Seyf, le cadet des frères Melki, se livre ainsi au journal Le Temps : « Nous avons œuvré depuis au moins deux ans pour faire de Cosmos coffee une incontournable scène de musique : nous avons invité plusieurs troupes locales, nationales et même internationales, et nous avons encouragé les amateurs et les artistes en herbe à se produire sur notre scène. Maintenant on franchit carrément un pallier : avec Cosmos Band, je me considère moi-même une partie prenante d’un projet musical et artistique ambitieux. Avec Maher et sa bande, le courant a tout de suite passé, on partage les mêmes idées, et dès les premières répétitions, je me suis rendu compte que j’étais plus qu’un mécène pour ce groupe pétri de talent, je fais carrément partie du projet »

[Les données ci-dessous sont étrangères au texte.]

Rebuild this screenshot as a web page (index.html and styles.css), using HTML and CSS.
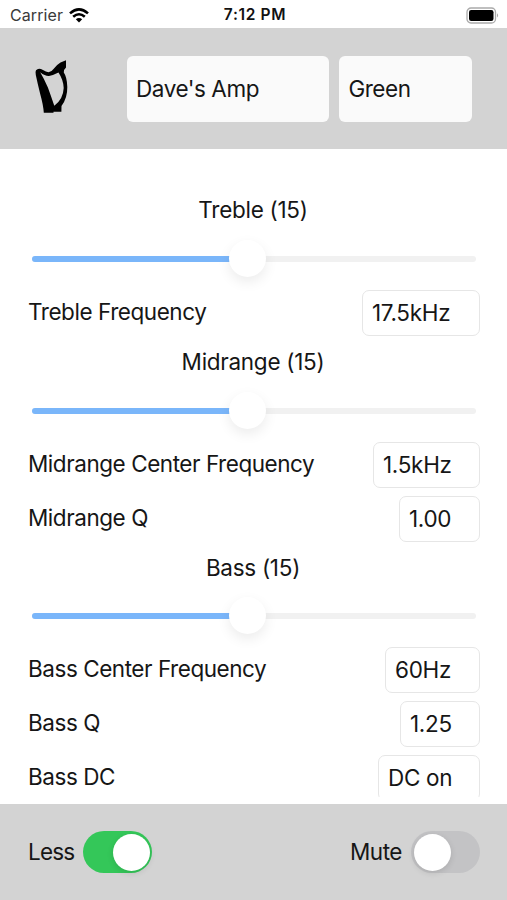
FILE: index.html
```
<!DOCTYPE html>
<html lang="en">
<head>
<meta charset="utf-8">
<title>Dave's Amp</title>
<link rel="stylesheet" href="styles.css">
</head>
<body>
<div class="status">
  <div class="carrier"><span>Carrier</span>
    <svg width="20" height="15" viewBox="0 0 20 15" fill="none" stroke="#000" stroke-width="2.6"><path d="M1 5.4Q10-2.6 19 5.4M4.2 8.8Q10 3.7 15.8 8.8"/><path d="M6.8 11.2Q10 8.7 13.2 11.2L10 14.5Z" fill="#000" stroke="none"/></svg>
  </div>
  <div class="time">7:12 PM</div>
  <svg class="battery" width="34" height="17" viewBox="0 0 34 17"><rect x="1" y="1" width="28.5" height="15" rx="4" fill="#fff" stroke="#aaa" stroke-width="1.3"/><rect x="3" y="3" width="24.5" height="11" rx="2.2"/><path d="M31 6.2Q33.2 8.3 31 10.6Z" fill="#aaa"/></svg>
</div>
<header class="header">
  <svg class="harp" width="34" height="54" viewBox="0 0 34 54"><path fill-rule="evenodd" d="M31 .3L25.5 2.5Q22 4.5 19 8.5Q16.5 12 13.5 12.2Q11 12 8 10Q3.5 7.2 1 10.2Q0 12 .8 15Q2.5 23 5.2 34Q8.3 45 8.8 52.8H18.5V51.8H26.4L26.5 46Q32.5 38 32.3 27Q32 17 28.8 12.5Q28.6 9.5 31 7.5ZM5.2 12.2Q10 16.2 14 16Q18 15.2 23.5 12.4Q28.5 20 28.7 28Q28.3 39 19.3 45.8Q16 36 12.9 27.5Q9 18.5 5.2 12.2Z"/></svg>
  <div class="field name"><span>Dave's Amp</span></div>
  <div class="field preset"><span>Green</span></div>
</header>
<main class="controls">
  <section>
    <h2>Treble (15)</h2>
    <div class="slider"><div class="track"><div class="fill"></div><div class="thumb"></div></div></div>
    <div class="row"><span class="label">Treble Frequency</span><span class="value w118">17.5kHz</span></div>
  </section>
  <section>
    <h2>Midrange (15)</h2>
    <div class="slider"><div class="track"><div class="fill"></div><div class="thumb"></div></div></div>
    <div class="row"><span class="label">Midrange Center Frequency</span><span class="value w107">1.5kHz</span></div>
    <div class="row"><span class="label">Midrange Q</span><span class="value w81">1.00</span></div>
  </section>
  <section class="bass">
    <h2>Bass (15)</h2>
    <div class="slider"><div class="track"><div class="fill"></div><div class="thumb"></div></div></div>
    <div class="row"><span class="label">Bass Center Frequency</span><span class="value w95">60Hz</span></div>
    <div class="row"><span class="label">Bass Q</span><span class="value w80">1.25</span></div>
    <div class="row"><span class="label">Bass DC</span><span class="value w102">DC on</span></div>
  </section>
</main>
<footer class="footer">
  <div class="option less"><span>Less</span><div class="switch on"><div class="knob"></div></div></div>
  <div class="option"><span>Mute</span><div class="switch"><div class="knob"></div></div></div>
</footer>
</body>
</html>
```
FILE: styles.css
```
* { box-sizing: border-box; }
body {
  margin: 0;
  height: 900px;
  overflow: hidden;
  background: #fff;
  color: #161616;
  font: 22.5px/28px Inter, "Liberation Sans", sans-serif;
  letter-spacing: -0.45px;
  white-space: nowrap;
}
.status {
  height: 28px;
  padding: 2px 7px 0 10px;
  display: grid;
  grid-template-columns: 1fr auto 1fr;
  align-items: center;
  font-size: 16px;
  line-height: 24px;
  letter-spacing: 0.1px;
}
.carrier { display: flex; align-items: center; gap: 6px; color: #3a3a3a; }
.time {
  font-weight: 600;
  font-size: 15.5px;
  letter-spacing: 0.65px;
  color: #111;
}
.battery { justify-self: end; }
.header {
  height: 121px;
  padding: 28px 35px 27px;
  display: flex;
  background: #d3d3d3;
}
.harp { margin: 4px 58px 0 0; flex: none; }
.field {
  height: 66px;
  padding-left: 9px;
  display: flex;
  align-items: center;
  background: #fafafa;
  border-radius: 6px;
}
.name { width: 203px; margin-right: 10px; }
.preset { width: 133px; }
.controls {
  height: 648px;
  padding: 35px 27px 0 28px;
  overflow: hidden;
}
h2 {
  margin: 0;
  height: 52px;
  padding-right: 2px;
  font: inherit;
  line-height: 52px;
  letter-spacing: -0.28px;
  text-align: center;
}
.bass h2 { height: 51px; line-height: 51px; }
.slider { height: 46px; padding: 20px 4px; }
.track {
  position: relative;
  height: 6px;
  border-radius: 3px;
  background: #f1f1f1;
}
.fill { width: 48.5%; height: 6px; border-radius: 3px; background: #7ab6fa; }
.thumb {
  position: absolute;
  left: 197px;
  top: -16px;
  width: 37px;
  height: 37px;
  border-radius: 50%;
  background: #fff;
  box-shadow: 0 5px 13px rgba(0, 0, 0, .08);
}
.row {
  height: 46px;
  margin-top: 8px;
  display: flex;
  justify-content: space-between;
}
.label { line-height: 44px; }
.value {
  height: 46px;
  padding-left: 9px;
  border: 1.5px solid #e6e6e6;
  border-radius: 7px;
  line-height: 44px;
  letter-spacing: -0.3px;
}
.w118 { width: 118px; }
.w107 { width: 107px; }
.w102 { width: 102px; }
.w95 { width: 95px; }
.w81 { width: 81px; }
.w80 { width: 80px; }
.footer {
  height: 96px;
  margin-top: 7px;
  padding: 0 27px 0 28px;
  display: flex;
  align-items: center;
  justify-content: space-between;
  background: #d3d3d3;
}
.option { display: flex; align-items: center; gap: 9px; }
.less { letter-spacing: -0.8px; }
.switch {
  width: 69px;
  height: 42px;
  padding: 2.5px;
  display: flex;
  border-radius: 21px;
  background: #c3c3c5;
}
.on { justify-content: flex-end; background: #34c759; }
.knob {
  width: 37px;
  height: 37px;
  border-radius: 50%;
  background: #fff;
  box-shadow: 0 2px 6px rgba(0, 0, 0, .12);
}
```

Et Maher Badira de surenchérir : « Grâce aux frères Melki, nous avons maintenant notre propre espace de répétitions, une scène et un public, mais aussi un soutien moral et logistique inestimable. Pour le reste, c’est à nous, musiciens, de travailler dur pour que ce projet progresse et devienne chaque jour un peu plus grand ». « Pour le moment, nous nous concentrons sur un programme déjà très riche pendant le ramadan avec plusieurs concerts thématiques. Nous valorisons le patrimoine musical traditionnel et ses instruments à travers des reprises. Ensuite, il nous faudra du temps et autant de travail acharné pour parvenir à créer nos propres morceaux », conclut-t-il.